Zanim doszło do rozmowy o jej książkach, Tanya Valko przedstawiła sytuację w krajach arabskich, ze szczególnym uwzględnieniem problemu bezpieczeństwa turystów w Egipcie oraz obecnych wydarzeń w Syrii. Długo i ciekawie opowiadała o problemie islamskiego terroryzmu, kulisach samobójczych ataków terrorystycznych i obecnej dominacji ortodoksyjnych fundamentalistów w tym regionie świata.
– Nie wyciągam historyjek z kapelusza – mówi Tanya Valko. – Nie lubię pisać o niczym, a ponieważ w Arabii Saudyjskiej mieszkałam 5 lat a w Libii 15 lat. Jestem arabistką, więc nawiązując tam kontakty nie miałam bariery językowej. Poznaliśmy wiele historii tych ludzi i te historie jakoś w mnie tkwiły, cały czas chciałam przekazać je innym.
Ta chęć zaowocowała książkami, w tym bestsellerową, czterotomową arabską sagą. Autorka uznała, że będzie lepiej, jeśli opublikuje je pod pseudonimem.
– Mam bardzo długie dwa imiona i bardzo długie dwa nazwiska, z których jedno jest typowo polskie – wyjaśnia Tanya Valko. – A ponieważ każdy pisarz marzy również o tym, by być wydawanym za granicą, wtedy byłoby to nie do wymówienia. Jest też kwestia tego, że poruszam sprawy terroryzmu, szariatu – i niekoniecznie go pochwalam, piszę o dyskryminacji kobiet arabskich, a ja przecież żyję w tych krajach arabskich. Dlatego chcąc uniknąć identyfikacji, przyjęłam pseudonim.
Najnowsza książka Tanyi Valko, „Zrób mnie młodszą, zrób mnie piękną”, dotyczy bardzo ostatnio popularnego i zarazem nieco wstydliwego tematu, operacji plastycznych, zabiegów poprawiania urody i upływu wieku. O tym, że była to książka potrzebna utwierdzają pisarkę opinie i reakcje czytelniczek, jak chociażby przytoczona przez nią historia z Gdańska, gdy młoda kobieta poprosiła o dedykację dla swojej mamy, zdecydowanej wziąć kredyt na lifting.
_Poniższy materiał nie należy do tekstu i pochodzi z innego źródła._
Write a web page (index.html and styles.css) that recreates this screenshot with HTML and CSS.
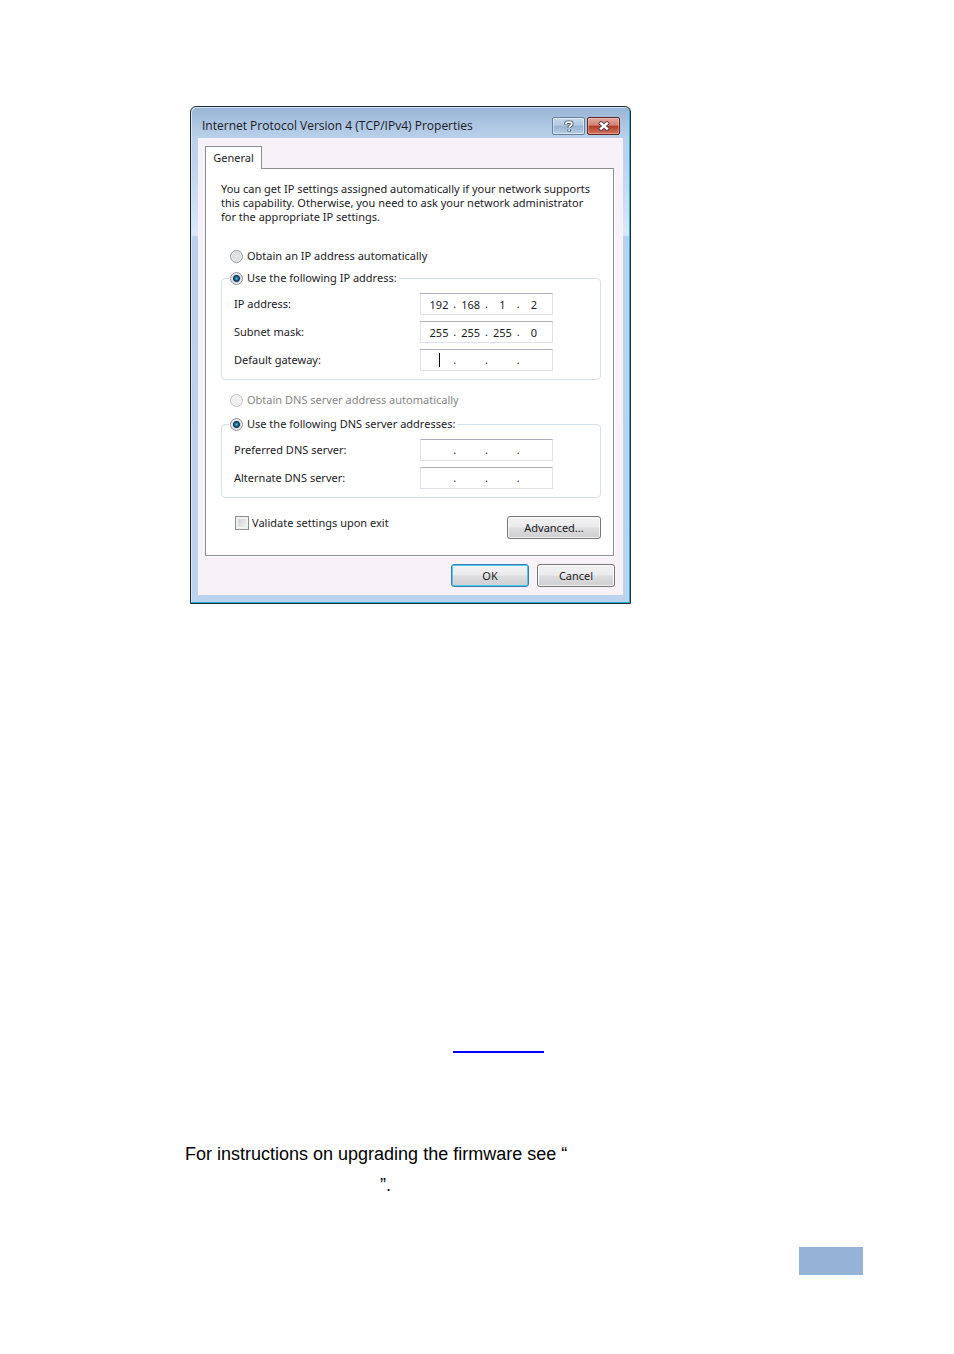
FILE: index.html
```html
<!DOCTYPE html>
<html lang="en">
<head>
    <meta charset="UTF-8">
    <meta name="viewport" content="width=device-width, initial-scale=1.0">
    <title>Internet Protocol Version 4 (TCP/IPv4) Properties</title>
    <link rel="stylesheet" href="styles.css">
</head>
<body>
    <main class="page">
        <form class="window">
            <header class="titlebar">
                <h1>Internet Protocol Version 4 (TCP/IPv4) Properties</h1>
                <button type="button" class="title-btn" aria-label="Help">
                    <svg width="12" height="13" viewBox="0 0 12 13" fill="none">
                        <path d="M3 4.5V3.5Q3 2.2 4.5 2.2H7Q8.8 2.2 8.8 3.8Q8.8 5 7.5 5.8Q6.2 6.6 6.2 8M6.2 9.6V11.4" stroke="#4d5868" stroke-width="3.6"/>
                        <path d="M3 4.3V3.5Q3 2.2 4.5 2.2H7Q8.8 2.2 8.8 3.8Q8.8 5 7.5 5.8Q6.2 6.6 6.2 7.8M6.2 9.6V11" stroke="#fff" stroke-width="1.8"/>
                    </svg>
                </button>
                <button type="button" class="title-btn close" aria-label="Close">
                    <svg width="12" height="10" viewBox="0 0 12 10" fill="none">
                        <path d="M1.5 1L10.5 9M10.5 1L1.5 9" stroke="#5d4650" stroke-width="4.4"/>
                        <path d="M2.2 1.6L9.8 8.4M9.8 1.6L2.2 8.4" stroke="#fff" stroke-width="2.4"/>
                    </svg>
                </button>
            </header>
            <div class="client">
                <button type="button" class="tab">General</button>
                <section class="panel">
                    <p class="intro">You can get IP settings assigned automatically if your network supports<br>this capability. Otherwise, you need to ask your network administrator<br>for the appropriate IP settings.</p>

                    <div class="option ip-auto">
                        <input type="radio" name="ip" id="ipAuto">
                        <label for="ipAuto">Obtain an IP address automatically</label>
                    </div>
                    <fieldset class="group-ip">
                        <legend class="option">
                            <input type="radio" name="ip" id="ipManual" checked>
                            <label for="ipManual">Use the following IP address:</label>
                        </legend>
                        <div class="row">
                            <label for="ip1">IP address:</label>
                            <div class="address">
                                <input type="text" id="ip1" value="192"><span>.</span><input type="text" aria-label="IP address, part 2" value="168"><span>.</span><input type="text" aria-label="IP address, part 3" value="1"><span>.</span><input type="text" aria-label="IP address, part 4" value="2">
                            </div>
                        </div>
                        <div class="row">
                            <label for="mask1">Subnet mask:</label>
                            <div class="address">
                                <input type="text" id="mask1" value="255"><span>.</span><input type="text" aria-label="Subnet mask, part 2" value="255"><span>.</span><input type="text" aria-label="Subnet mask, part 3" value="255"><span>.</span><input type="text" aria-label="Subnet mask, part 4" value="0">
                            </div>
                        </div>
                        <div class="row">
                            <label for="gateway1">Default gateway:</label>
                            <div class="address">
                                <input type="text" id="gateway1" class="caret"><span>.</span><input type="text" aria-label="Default gateway, part 2"><span>.</span><input type="text" aria-label="Default gateway, part 3"><span>.</span><input type="text" aria-label="Default gateway, part 4">
                            </div>
                        </div>
                    </fieldset>

                    <div class="option dns-auto">
                        <input type="radio" name="dns" id="dnsAuto" disabled>
                        <label for="dnsAuto">Obtain DNS server address automatically</label>
                    </div>
                    <fieldset class="group-dns">
                        <legend class="option">
                            <input type="radio" name="dns" id="dnsManual" checked>
                            <label for="dnsManual">Use the following DNS server addresses:</label>
                        </legend>
                        <div class="row">
                            <label for="dns1">Preferred DNS server:</label>
                            <div class="address">
                                <input type="text" id="dns1"><span>.</span><input type="text" aria-label="Preferred DNS server, part 2"><span>.</span><input type="text" aria-label="Preferred DNS server, part 3"><span>.</span><input type="text" aria-label="Preferred DNS server, part 4">
                            </div>
                        </div>
                        <div class="row">
                            <label for="alt1">Alternate DNS server:</label>
                            <div class="address">
                                <input type="text" id="alt1"><span>.</span><input type="text" aria-label="Alternate DNS server, part 2"><span>.</span><input type="text" aria-label="Alternate DNS server, part 3"><span>.</span><input type="text" aria-label="Alternate DNS server, part 4">
                            </div>
                        </div>
                    </fieldset>

                    <div class="panel-footer">
                        <div class="validate">
                            <input type="checkbox" id="validate">
                            <label for="validate">Validate settings upon exit</label>
                        </div>
                        <button type="button" class="btn btn-wide">Advanced...</button>
                    </div>
                </section>
                <div class="actions">
                    <button type="button" class="btn btn-default">OK</button>
                    <button type="button" class="btn">Cancel</button>
                </div>
            </div>
        </form>

        <p class="link-line"><a href="#" class="blank-link" aria-label="Link"></a></p>
        <p class="note">For instructions on upgrading the firmware see “<br><span class="blank"></span>”.</p>
        <div class="page-number"></div>
    </main>
</body>
</html>
```
FILE: styles.css
```css
* {
    box-sizing: border-box;
}
body {
    margin: 0;
    background-color: white;
    color: #000;
    font-family: "Liberation Sans", Arial, sans-serif;
    font-size: 18px;
}
.page {
    padding: 106px 91px 79px 185px;
}

/* Dialog window */
.window {
    max-width: 441px;
    margin-left: 5px;
    padding: 0 7px 8px;
    border: 1px solid #22303a;
    border-radius: 6px 6px 0 0;
    background: linear-gradient(#98b5d5 0, #bbd1ea 31px, #bbd2ee 50px, #dbe8f8 128px, #b9d1ee 130px, #bcd3ef 100%);
    box-shadow: inset -1px -1px #23b0ce, inset 1px 1px #d5e4f2;
    color: #1a1a1e;
    font-family: "Noto Sans", Tahoma, sans-serif;
    font-size: 11px;
    line-height: 14px;
}
.window button,
.window input {
    margin: 0;
    color: inherit;
    font: inherit;
}
.titlebar {
    display: flex;
    height: 31px;
    padding: 10px 3px 0 4px;
    gap: 2px;
}
.titlebar h1 {
    flex-grow: 1;
    margin: 0;
    padding-top: 2px;
    font-family: "Open Sans", "Segoe UI", sans-serif;
    font-size: 12px;
    font-weight: normal;
}
.title-btn {
    display: flex;
    align-items: center;
    justify-content: center;
    width: 33px;
    height: 18px;
    padding: 0;
    border: 1px solid #6a7f99;
    border-radius: 2px;
    background: linear-gradient(#c3d6eb 0, #b4cae3 45%, #98b3d1 50%, #b5cde8 100%);
    box-shadow: inset 0 0 0 1px rgba(255, 255, 255, 0.5);
}
.title-btn.close {
    border-color: #60272c;
    background: linear-gradient(#e3a79d 0, #d38374 45%, #b53a23 50%, #cf7560 100%);
    box-shadow: inset 0 0 0 1px rgba(255, 220, 210, 0.4);
}
.client {
    padding: 8px 9px 8px 7px;
    background-color: #f6f2f7;
}

/* Tab and its panel */
.tab {
    display: block;
    position: relative;
    width: 57px;
    height: 22px;
    padding: 0;
    border: 1px solid #8c8e96;
    border-bottom: none;
    background-color: white;
}
.panel {
    padding: 13px 12px 16px 15px;
    border: 1px solid #8c8e96;
    background-color: white;
    box-shadow: 1px 1px white;
}
.tab::after {
    position: absolute;
    right: 0;
    bottom: -1px;
    left: 0;
    height: 1px;
    background-color: white;
    content: "";
}
.intro {
    margin: 0 0 25px;
}
.option {
    display: flex;
    align-items: center;
    gap: 4px;
    height: 14px;
}
.option.ip-auto,
.option.dns-auto {
    padding-left: 9px;
}
input[type="radio"] {
    appearance: none;
    width: 13px;
    height: 13px;
    border: 1px solid #8f9296;
    border-radius: 50%;
    background: radial-gradient(#e6e6e9 0, #dcdde0 50%, #f5f5f5 75%);
}
input[type="radio"]:checked {
    background: radial-gradient(circle at 50% 50%, #5fc8e8 0, #14567e 2px, #10385a 3px, #d4dade 4px, #f1f3f5 6px);
}
input[type="radio"]:disabled {
    border-color: #c2c2c6;
    background: #f0f0f2;
}
input:disabled + label {
    color: #858585;
}
fieldset {
    min-width: 0;
    margin: 0;
    padding: 8px 12px;
    border: 1px solid #d3dfe9;
    border-radius: 4px;
}
fieldset legend {
    margin-left: -5px;
    padding: 0 2px 0 1px;
}
.group-ip {
    margin: 8px 0 13px;
}
.group-dns {
    margin-top: 10px;
}
.row {
    display: flex;
    align-items: center;
}
.row + .row {
    margin-top: 6px;
}
.row > label {
    width: 186px;
}
.address {
    display: flex;
    align-items: center;
    width: 133px;
    height: 22px;
    padding: 0 4px;
    border: 1px solid #dfe0ea;
    border-top-color: #abadb8;
    background-color: white;
}
.address input {
    width: 28px;
    height: 16px;
    padding: 0;
    border: none;
    background-color: transparent;
    text-align: center;
}
.address span {
    width: 4px;
    text-align: center;
}
.address .caret {
    background: linear-gradient(#000, #000) center / 1px 14px no-repeat;
}
.panel-footer {
    display: flex;
    justify-content: space-between;
    margin-top: 18px;
}
.validate {
    display: flex;
    align-items: center;
    height: 14px;
    padding-left: 14px;
    gap: 3px;
}
input[type="checkbox"] {
    appearance: none;
    width: 14px;
    height: 14px;
    border: 1px solid #8c8e92;
    background: linear-gradient(135deg, #cbcdd3, #f6f6f7);
    box-shadow: inset 0 0 0 2px #f1f1f2;
}

/* Push buttons */
.btn {
    width: 78px;
    height: 23px;
    padding: 0;
    border: 1px solid #77777a;
    border-radius: 3px;
    background: linear-gradient(#f3f2f3 0, #ebeaec 48%, #dddcde 52%, #cfced0 100%);
    box-shadow: inset 0 0 0 1px rgba(255, 255, 255, 0.7);
}
.btn-wide {
    width: 94px;
}
.btn-default {
    border-color: #3c7fb1;
    box-shadow: inset 0 0 0 1px #4cc8ee;
}
.actions {
    display: flex;
    justify-content: flex-end;
    gap: 8px;
    margin: 8px -1px 0 0;
}

/* Text under the window */
.link-line {
    margin: 428px 0 0 268px;
    line-height: 20px;
}
.blank-link {
    display: block;
    width: 91px;
    height: 21px;
    border-bottom: 2px solid #0000ff;
}
.note {
    margin: 86px 0 0;
    line-height: 31px;
}
.blank {
    display: inline-block;
    width: 195px;
}
.page-number {
    width: 64px;
    height: 28px;
    margin: 46px 0 0 auto;
    background-color: #95b3d7;
}
```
– Moja popularność to dla mnie coś niesamowitego! – podkreśla Tanya Valko. – Mieszkam od ponad 20 lat za granicą, poznaję ludzi, zdobywam doświadczenia, siedzę w tym moim gabineciku i tak sobie piszę. Ale jestem daleko i nie odczuwam tej popularności, bo piszę po polsku i ludzie nie wiedzą, że jestem pisarką. I dopiero jak przyjeżdżam na takie spotkania jak to, poznaję ludzi, którzy czytają, co tam ze mnie wypłynęło, są zadowoleni, jakoś to na nich wpływa. A dla mnie to jest taki wiatr w żagle i znowu przelewam swoje myśli, odczucia i wrażenia na karty papieru!
Pisarka już teraz zapowiada pierwszy tom sagi azjatyckiej, związany z Indonezją, gdzie obecnie mieszka. Ukaże się on w czerwcu przyszłego roku.